Corriere della Sera, 12 dicembre 2015
La sentenza sulla condanna ad Alberto Stasi arriverà oggi
Il colpo di scena che non ti aspetti ha la voce del procuratore generale mentre dice «non credo che con le ipotesi di possano fare i processi penali», ha le facce incredule degli avvocati mentre lui parla di «travisamento degli elementi processuali». In aula cala un silenzio irreale. E il procuratore, che di nome fa Oscar Cedrangolo, rincara la dose a ogni frase un po’ di più. Quando finisce di parlare lo smarrimento è tale che il presidente della Corte gli chiede: «Scusi, non ho capito. Quindi lei sta chiedendo l’annullamento della sentenza con rinvio. Giusto?». Giusto. Il procuratore generale, rappresentante della pubblica accusa, smonta pezzo per pezzo la sentenza di condanna del processo d’appello bis contro Alberto Stasi e chiede che venga annullata rimandando tutto di nuovo indietro per un terzo processo in Corte d’appello. Una mossa che nessuno aveva minimamente messo in conto, che spariglia tutte le carte e che i giudici – a notte fonda ancora riuniti in camera di consiglio – non possono non prendere in considerazione.
Cassazione, ieri mattina. Si discute del caso Garlasco, cioè della sorte di Alberto Stasi, da sempre unico sott’accusa per il delitto di Chiara Poggi, uccisa a 26 anni nella sua villetta di Garlasco, appunto, il 13 agosto del 2007. I giudici della Corte Suprema devono stabilire se accogliere o no il ricorso di Alberto che si dice da sempre innocente e che vorrebbe vedere annullata la sentenza di condanna di un anno fa: 16 anni per aver ucciso Chiara, all’epoca sua fidanzata.

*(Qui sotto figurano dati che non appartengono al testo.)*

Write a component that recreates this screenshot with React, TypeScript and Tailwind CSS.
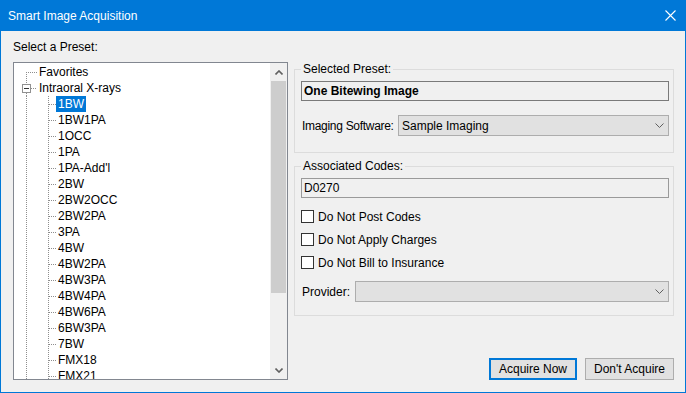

Dopo le assoluzioni in primo e in secondo grado la Cassazione ha deciso ad aprile di due anni fa di rimandare indietro il processo in Corte d’appello, a Milano. E alla fine di quel processo il procuratore milanese Laura Barbaini ha ottenuto la condanna ai 16 anni. Troppo pochi, secondo lei che ne aveva chiesti 30 e che ha fatto ricorso in Cassazione proprio per modificare la cifra da 16 a 30. Quindi ieri era il giorno per decidere anche questo. E il procuratore generale Cedrangolo ha sbalordito tutti una seconda volta: ha chiesto di accogliere anche il ricorso della collega Barbaini. Perché – ha spiegato in sostanza – se Alberto è innocente dev’essere assolto ma se fosse colpevole la pena sarebbe quella dei 30 anni.
«Io ho compreso e ho anche apprezzato lo scrupolo che ha indotto questa Corte al precedente annullamento» ha argomentato il pg nella sua requisitoria. «La Corte non se l’è sentita di dire la parola fine su una vicenda così sofferta e tormentata, ha risposto all’urlo di dolore della famiglia di Chiara. Ora chiedo a voi di esercitare lo stesso diritto allo scrupolo» ha spiegato proponendo di rinviare tutto in appello, perché «non ho la presunzione di ritenere insussistente la possibilità di ulteriori contributi». Tutto questo dopo aver criticato la Corte d’appello che ha condannato Stasi credendo che il suo compito fosse «cercare gli indizi a carico» e passando così «da un accertato innocente a un presunto colpevole». Dopo aver descritto una sentenza che «si industria a costruire un movente», dopo aver parlato di «dati non certi», di «logica non usata», di «accertamenti che non si sono dimostrati affidabili» e di «inaccettabile alterazione delle risultanze processuali». E a proposito del fatto che la condanna a 16 anni non ha tenuto conto dell’aggravante della crudeltà ha parlato di «buonismo» che avrebbe consentito «il solito inaccettabile sistema di un colpo al cerchio uno alla botte».
«Davvero sorprendente» sono le sole parole che Gian Luigi Tizzoni, avvocato della famiglia Poggi, riesce a dire quando l’udienza si chiude e i giudici entrano in camera di consiglio, alle otto di sera. Il suo collega Francesco Compagna va un po’ oltre: «Non siamo qua a rappresentare nessun grido di dolore ma la convinzione granitica che la verità sia emersa».
L’avvocato Angelo Giarda e suo figlio Fabio, difensori di Alberto, escono dal palazzo della Cassazione sorridenti: «Noi lo diciamo da sempre che Alberto è innocente. Il procuratore generale non ha fatto altro che leggere le carte». Le stesse carte che da otto anni e mezzo ciascuno legge in modo sempre diverso. Nelle prossime ore sapremo come saranno state interpretate stavolta.